Le parler courant manifeste un sens plus sûr de la langue.
Un journal, relatant un
cambriolage, n'écrit pas « Une personne s'est introduite dans l'appartement de M.
X...
», mais : « Un individu...
»,
et, rendant compte d'une cérémonie, il ne dit pas : « Les individualités officielles...

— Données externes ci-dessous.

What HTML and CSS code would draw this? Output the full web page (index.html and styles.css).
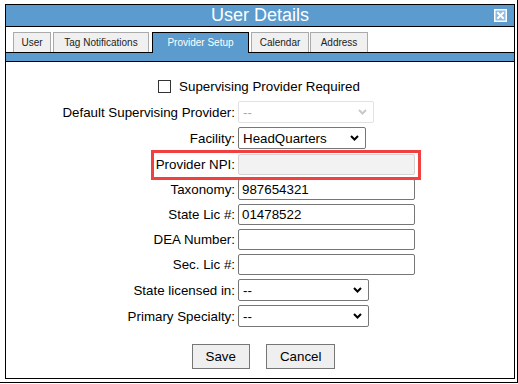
FILE: index.html
```html
<!DOCTYPE html>
<html lang="en">
<head>
    <meta charset="UTF-8">
    <meta name="viewport" content="width=device-width, initial-scale=1.0">
    <title>User Details</title>
    <link rel="stylesheet" href="styles.css">
</head>
<body>
    <div class="frame">
        <div class="dialog">
            <div class="titlebar">
                <span class="title">User Details</span>
                <span class="close">
                    <svg width="13" height="13" viewBox="0 0 13 13">
                        <rect x="0.75" y="0.75" width="11.5" height="11.5" fill="#8dbbe3" stroke="#fff" stroke-width="1.5"/>
                        <path d="M4 4 L9 9 M9 4 L4 9" stroke="#fff" stroke-width="2" stroke-linecap="square"/>
                    </svg>
                </span>
            </div>

            <ul class="tabs">
                <li class="tab tab-user">User</li>
                <li class="tab tab-tags">Tag Notifications</li>
                <li class="tab tab-provider active">Provider Setup</li>
                <li class="tab tab-calendar">Calendar</li>
                <li class="tab tab-address">Address</li>
            </ul>
            <div class="strip"></div>

            <div class="form">
                <div class="check-row">
                    <input type="checkbox" id="sup-req">
                    <label for="sup-req">Supervising Provider Required</label>
                </div>

                <div class="row">
                    <label>Default Supervising Provider:</label>
                    <div class="select disabled wide">
                        <span>--</span>
                        <svg class="chev" width="9" height="6" viewBox="0 0 9 6"><path d="M1 1 L4.5 4.5 L8 1" fill="none" stroke="#c8c8c8" stroke-width="2"/></svg>
                    </div>
                </div>

                <div class="row">
                    <label>Facility:</label>
                    <div class="select facility">
                        <span>HeadQuarters</span>
                        <svg class="chev" width="9" height="6" viewBox="0 0 9 6"><path d="M1 1 L4.5 4.5 L8 1" fill="none" stroke="#000" stroke-width="2"/></svg>
                    </div>
                </div>

                <div class="row npi">
                    <label>Provider NPI:</label>
                    <input type="text" class="text readonly" readonly>
                    <div class="highlight"></div>
                </div>

                <div class="row">
                    <label>Taxonomy:</label>
                    <input type="text" class="text" value="987654321">
                </div>

                <div class="row">
                    <label>State Lic #:</label>
                    <input type="text" class="text" value="01478522">
                </div>

                <div class="row">
                    <label>DEA Number:</label>
                    <input type="text" class="text">
                </div>

                <div class="row">
                    <label>Sec. Lic #:</label>
                    <input type="text" class="text">
                </div>

                <div class="row">
                    <label>State licensed in:</label>
                    <div class="select state">
                        <span>--</span>
                        <svg class="chev" width="9" height="6" viewBox="0 0 9 6"><path d="M1 1 L4.5 4.5 L8 1" fill="none" stroke="#000" stroke-width="2"/></svg>
                    </div>
                </div>

                <div class="row">
                    <label>Primary Specialty:</label>
                    <div class="select state">
                        <span>--</span>
                        <svg class="chev" width="9" height="6" viewBox="0 0 9 6"><path d="M1 1 L4.5 4.5 L8 1" fill="none" stroke="#000" stroke-width="2"/></svg>
                    </div>
                </div>

                <div class="buttons">
                    <button>Save</button>
                    <button>Cancel</button>
                </div>
            </div>
        </div>
    </div>
</body>
</html>
```

FILE: styles.css
```css
* {
    box-sizing: border-box;
}
body {
    margin: 0;
    width: 518px;
    height: 384px;
    overflow: hidden;
    background: #fff;
    font-family: 'Liberation Sans', Arial, sans-serif;
    font-size: 13.33px;
    color: #000;
}
.frame {
    width: 518px;
    height: 383px;
    padding: 4px 2px 3px 5px;
    border-right: 1px solid #000;
    border-bottom: 1px solid #000;
}
.dialog {
    height: 100%;
    border: 1px solid #000;
    display: flex;
    flex-direction: column;
}
.titlebar {
    height: 22px;
    background: #5b9bcd;
    border-bottom: 1px solid #000;
    display: flex;
    align-items: center;
    justify-content: center;
    position: relative;
}
.title {
    color: #fff;
    font-size: 18px;
}
.close {
    position: absolute;
    right: 7px;
    top: 4px;
    display: flex;
}
.tabs {
    list-style: none;
    margin: 0;
    padding: 5px 0 0 7px;
    display: flex;
    gap: 2px;
    border-bottom: 1px solid #000;
}
.tab {
    height: 20px;
    line-height: 19px;
    text-align: center;
    font-size: 10px;
    color: #222;
    background: #f0f0f0;
    border: 1px solid #aaa;
    border-bottom: none;
}
.tab-user {
    width: 38px;
}
.tab-tags {
    width: 96px;
}
.tab-provider {
    width: 97px;
    margin-left: 1px;
}
.tab-calendar {
    width: 58px;
}
.tab-address {
    width: 58px;
    margin-left: -1px;
}
.tab.active {
    color: #fff;
    background: #5b9bcd;
    border: 1px solid #000;
    border-bottom: none;
    height: 21px;
    margin-bottom: -1px;
}
.strip {
    height: 9px;
    background: #5b9bcd;
    border-bottom: 1px solid #000;
}
.form {
    display: flex;
    flex-direction: column;
    gap: 4px;
}
.check-row {
    margin: 16px 0 3px;
    height: 16px;
    display: flex;
    align-items: center;
    justify-content: center;
    gap: 8px;
    padding-right: 2px;
}
.check-row input {
    appearance: none;
    width: 13px;
    height: 13px;
    margin: 0;
    border: 1px solid #333;
    background: #fff;
}
.row {
    display: flex;
    align-items: center;
    gap: 3px;
    position: relative;
}
.row label {
    width: 229px;
    text-align: right;
}
.row.npi {
    margin-top: 1px;
}
.select {
    height: 22px;
    border: 1px solid #767676;
    border-radius: 2px;
    background: #fff;
    display: flex;
    align-items: center;
    justify-content: space-between;
    padding: 0 6px 0 4px;
}
.select.wide {
    width: 136px;
}
.select.facility {
    width: 128px;
}
.select.state {
    width: 131px;
}
.select.disabled {
    border-color: #e2e2e2;
    color: #aaa;
}
.text {
    width: 177px;
    height: 21px;
    margin: 0;
    padding: 1px 3px;
    border: 1px solid #767676;
    border-radius: 2px;
    font-family: inherit;
    font-size: 13.33px;
    color: #000;
}
.text.readonly {
    background: #f2f2f2;
    border-color: #d4d4d4;
}
.highlight {
    position: absolute;
    left: 145px;
    top: -4px;
    width: 270px;
    height: 30px;
    border: 3px solid #f04040;
    pointer-events: none;
}
.buttons {
    margin-top: 13px;
    display: flex;
    justify-content: center;
    gap: 16px;
    padding-left: 7px;
}
button {
    height: 25px;
    padding: 0 13px;
    font-family: inherit;
    font-size: 13.33px;
    color: #000;
    background: #efefef;
    border: 1px solid #767676;
    border-radius: 0;
}
```
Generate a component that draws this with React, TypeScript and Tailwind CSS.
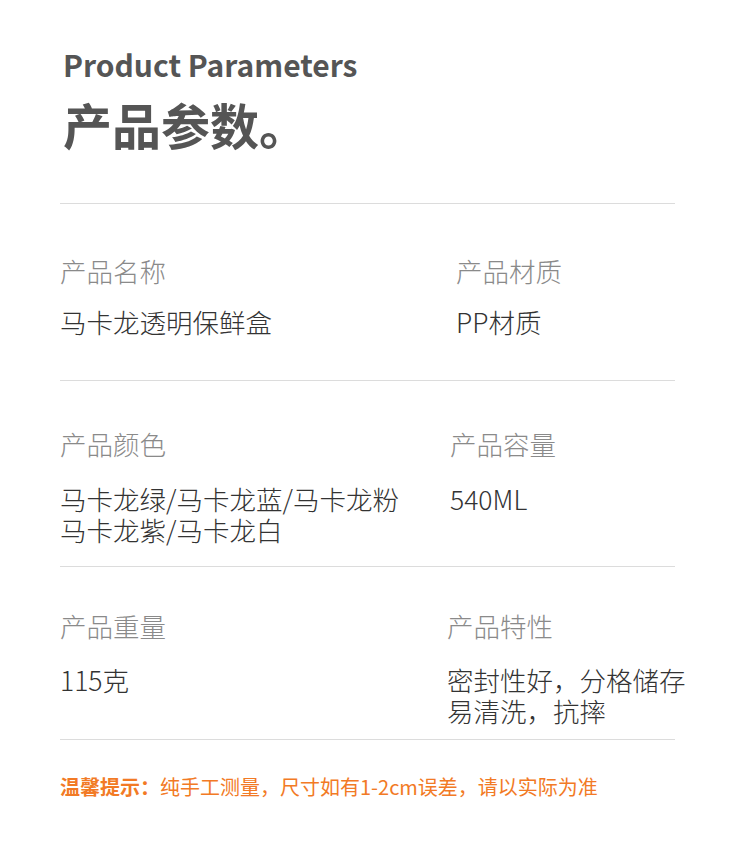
const FONT = "font-['Noto_Sans_CJK_SC','Noto_Sans',sans-serif]";

type Row = {
  leftLabel: string;
  leftValue: string[];
  rightLabel: string;
  rightValue: string[];
  leftWidth: string;
  pad: string;
  gap: string;
};

const rows: Row[] = [
  {
    leftLabel: "产品名称",
    leftValue: ["马卡龙透明保鲜盒"],
    rightLabel: "产品材质",
    rightValue: ["PP材质"],
    leftWidth: "w-[396px]",
    pad: "pt-[52px] pb-[43px]",
    gap: "mt-[20px]",
  },
  {
    leftLabel: "产品颜色",
    leftValue: ["马卡龙绿/马卡龙蓝/马卡龙粉", "马卡龙紫/马卡龙白"],
    rightLabel: "产品容量",
    rightValue: ["540ML"],
    leftWidth: "w-[390px]",
    pad: "pt-[48px] pb-[21px]",
    gap: "mt-[24px]",
  },
  {
    leftLabel: "产品重量",
    leftValue: ["115克"],
    rightLabel: "产品特性",
    rightValue: ["密封性好，分格储存", "易清洗，抗摔"],
    leftWidth: "w-[387px]",
    pad: "pt-[44px] pb-[13px]",
    gap: "mt-[23px]",
  },
];

function Cell({ label, value, gap, className }: { label: string; value: string[]; gap: string; className?: string }) {
  return (
    <div className={className}>
      <div className="text-[26.5px] leading-[30px] font-light text-[#8a8a8a] whitespace-nowrap">{label}</div>
      <div className={`text-[26.5px] leading-[31px] font-light text-[#333333] whitespace-nowrap ${gap}`}>
        {value.map((v) => (
          <div key={v}>{v}</div>
        ))}
      </div>
    </div>
  );
}

export default function App() {
  return (
    <div className={`w-[750px] h-[850px] bg-white ${FONT}`}>
      <div className="pl-[60px] pr-[75px] pt-[44px]">
        {/* 标题 */}
        <div className="pl-[3px]">
          <h2 className="text-[30px] leading-[40px] font-bold text-[#555555]">Product Parameters</h2>
          <h1 className="text-[49px] leading-[60px] font-bold text-[#555555] mt-[10px]">产品参数。</h1>
        </div>

        <div className="mt-[49px] border-t border-[#dcdcdc]" />

        {/* 参数表 */}
        {rows.map((r) => (
          <div key={r.leftLabel} className={`flex border-b border-[#dcdcdc] ${r.pad}`}>
            <Cell label={r.leftLabel} value={r.leftValue} gap={r.gap} className={`${r.leftWidth} shrink-0`} />
            <Cell label={r.rightLabel} value={r.rightValue} gap={r.gap} />
          </div>
        ))}

        {/* 提示 */}
        <p className="mt-[33px] text-[20px] leading-[28px] text-[#f27a25] whitespace-nowrap">
          <span className="font-bold">温馨提示：</span>纯手工测量，尺寸如有1-2cm误差，请以实际为准
        </p>
      </div>
    </div>
  );
}
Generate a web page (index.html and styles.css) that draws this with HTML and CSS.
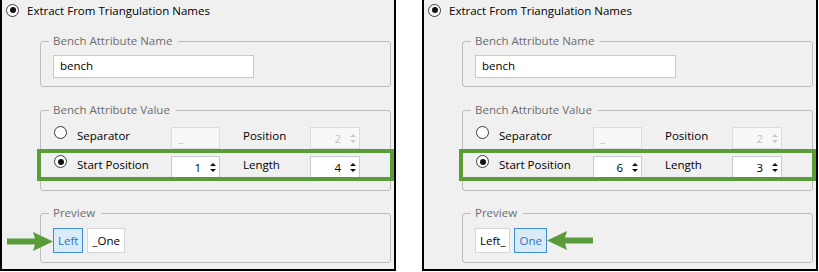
FILE: index.html
```html
<!DOCTYPE html>
<html lang="en">
<head>
    <meta charset="UTF-8">
    <title>Bench Attribute Extraction</title>
    <link rel="stylesheet" href="styles.css">
</head>
<body>

    <div class="shots">

        <!-- Before: start position 1, length 4 -->
        <div class="panel">
            <div class="top-opt"><span class="radio on"></span>Extract From Triangulation Names</div>

            <fieldset class="group name-group">
                <legend>Bench Attribute Name</legend>
                <div class="textbox wide">bench</div>
            </fieldset>

            <fieldset class="group value-group">
                <legend>Bench Attribute Value</legend>
                <div class="row">
                    <span class="radio"></span>
                    <span class="lbl">Separator</span>
                    <div class="textbox small disabled">_</div>
                    <span class="lbl2">Position</span>
                    <div class="spin disabled"><span class="val">2</span><span class="arrows"><i class="up"></i><i class="down"></i></span></div>
                </div>
                <div class="row marked">
                    <span class="radio on"></span>
                    <span class="lbl">Start Position</span>
                    <div class="spin small"><span class="val">1</span><span class="arrows"><i class="up"></i><i class="down"></i></span></div>
                    <span class="lbl2">Length</span>
                    <div class="spin"><span class="val">4</span><span class="arrows"><i class="up"></i><i class="down"></i></span></div>
                    <div class="mark"></div>
                </div>
            </fieldset>

            <fieldset class="group preview-group">
                <legend>Preview</legend>
                <div class="chips">
                    <svg class="arrow arrow-in" width="46" height="21" viewBox="0 0 46 21">
                        <polygon points="0,7.5 28,7.5 26,1 46,10.5 26,20 28,13.5 0,13.5" fill="#5a9c3a"/>
                    </svg>
                    <span class="chip active">Left</span>
                    <span class="chip">_One</span>
                </div>
            </fieldset>
        </div>

        <!-- After: start position 6, length 3 -->
        <div class="panel">
            <div class="top-opt"><span class="radio on"></span>Extract From Triangulation Names</div>

            <fieldset class="group name-group">
                <legend>Bench Attribute Name</legend>
                <div class="textbox wide">bench</div>
            </fieldset>

            <fieldset class="group value-group">
                <legend>Bench Attribute Value</legend>
                <div class="row">
                    <span class="radio"></span>
                    <span class="lbl">Separator</span>
                    <div class="textbox small disabled">_</div>
                    <span class="lbl2">Position</span>
                    <div class="spin disabled"><span class="val">2</span><span class="arrows"><i class="up"></i><i class="down"></i></span></div>
                </div>
                <div class="row marked">
                    <span class="radio on"></span>
                    <span class="lbl">Start Position</span>
                    <div class="spin small"><span class="val">6</span><span class="arrows"><i class="up"></i><i class="down"></i></span></div>
                    <span class="lbl2">Length</span>
                    <div class="spin"><span class="val">3</span><span class="arrows"><i class="up"></i><i class="down"></i></span></div>
                    <div class="mark"></div>
                </div>
            </fieldset>

            <fieldset class="group preview-group">
                <legend>Preview</legend>
                <div class="chips">
                    <span class="chip">Left_</span>
                    <span class="chip active">One</span>
                    <svg class="arrow arrow-out" width="46" height="21" viewBox="0 0 46 21">
                        <polygon points="46,7.5 18,7.5 20,1 0,10.5 20,20 18,13.5 46,13.5" fill="#5a9c3a"/>
                    </svg>
                </div>
            </fieldset>
        </div>

    </div>

</body>
</html>
```

FILE: styles.css
```css
/* General Styling */
* {
    box-sizing: border-box;
}

body {
    margin: 0;
    background-color: #ffffff;
    font-family: "Open Sans", "Noto Sans", sans-serif;
    font-size: 11.5px;
    color: #000000;
}

.shots {
    display: flex;
    gap: 26px;
}

.panel {
    width: 396px;
    height: 271px;
    background-color: #f0f0f0;
    border: 2px solid #000000;
    border-top: none;
}

/* Radio buttons */
.radio {
    flex: none;
    width: 13px;
    height: 13px;
    border: 1px solid #3a3a3a;
    border-radius: 50%;
    background-color: #ffffff;
    display: flex;
    align-items: center;
    justify-content: center;
}

.radio.on::after {
    content: "";
    width: 6px;
    height: 6px;
    border-radius: 50%;
    background-color: #111111;
}

.top-opt {
    height: 20px;
    display: flex;
    align-items: center;
    gap: 8px;
    padding-left: 4px;
}

/* Group boxes */
.group {
    margin: 13px 0 0 38px;
    width: 351px;
    min-width: 0;
    border: 1px solid #bcbcbc;
    border-radius: 3px;
    padding: 6px 12px 8px;
}

.group legend {
    padding: 0 6px 0 4px;
    margin-left: -4px;
    line-height: 16px;
    color: #6d6d6d;
}

.value-group {
    margin-top: 15px;
    padding-top: 9px;
    padding-bottom: 12px;
}

.preview-group {
    margin-top: 14px;
    padding-top: 7px;
    padding-bottom: 9px;
}

/* Inputs */
.textbox {
    height: 23px;
    border: 1px solid #c6cad2;
    background-color: #ffffff;
    padding-left: 6px;
    line-height: 20px;
}

.textbox.wide {
    width: 201px;
}

.textbox.small {
    width: 49px;
    height: 22px;
}

.textbox.disabled {
    color: #c4c4c4;
    background-color: #f8f8f8;
    border-color: #dcdcdc;
}

.row {
    position: relative;
    display: flex;
    align-items: flex-start;
    height: 22px;
}

.row + .row {
    margin-top: 7px;
}

.row .radio {
    margin: -1px 0 0 1px;
}

.lbl {
    width: 94px;
    margin-left: 10px;
    line-height: 16px;
    margin-top: 1px;
}

.lbl2 {
    width: 67px;
    margin-left: 23px;
    line-height: 16px;
    margin-top: 1px;
}

.spin {
    width: 50px;
    height: 22px;
    display: flex;
    align-items: center;
    border: 1px solid #c6cad2;
    background-color: #ffffff;
}

.spin.small {
    width: 49px;
}

.spin .val {
    flex: 1;
    text-align: right;
    padding-right: 6px;
}

.spin .arrows {
    width: 11px;
    margin-right: 1px;
    display: flex;
    flex-direction: column;
    align-items: center;
    gap: 3px;
}

.spin .up,
.spin .down {
    width: 0;
    height: 0;
    border-left: 3.5px solid transparent;
    border-right: 3.5px solid transparent;
}

.spin .up {
    border-bottom: 3px solid #111111;
}

.spin .down {
    border-top: 3px solid #111111;
}

.spin.disabled {
    background-color: #f8f8f8;
    border-color: #dcdcdc;
    color: #c4c4c4;
}

.spin.disabled .up {
    border-bottom-color: #c8c8c8;
}

.spin.disabled .down {
    border-top-color: #c8c8c8;
}

/* Green callout frame */
.mark {
    position: absolute;
    left: -16px;
    top: -7px;
    width: 357px;
    height: 32px;
    border: 4px solid #5a9c3a;
}

/* Preview chips */
.chips {
    position: relative;
    display: flex;
    align-items: center;
    gap: 4px;
    height: 25px;
}

.chip {
    height: 25px;
    line-height: 23px;
    padding: 0 4px;
    border: 1px solid #d6d6d6;
    background-color: #ffffff;
}

.chip.active {
    background-color: #dbeaf7;
    border-color: #3c8ed8;
    color: #2b74c2;
}

.arrow {
    display: block;
}

.arrow-in {
    position: absolute;
    left: -46px;
    top: 3px;
}

.arrow-out {
    margin-left: -4px;
}
```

», mais : « Les personnalités
officielles...
»
Position de la question.
Les termes individu et personne ne sont pas équivalents, et le langage courant, en
général, ne les emploie pas comme tels.
Il y a entre eux une différence, non seulement de sens, mais de valeur, que
nous allons essayer de préciser.
I.
L'individu (ou l'individualité).
A.
— Nous remarquerons d'abord que le domaine d'application de la notion d'individu est extrêmement large et
déborde de beaucoup la psychologie.
LUCRÈCE appelait individus les atomes matériels, et les physiciens
contemporains emploient l'expression d' « individus physiques » à propos des corpuscules qui sont les composants de
l'atome.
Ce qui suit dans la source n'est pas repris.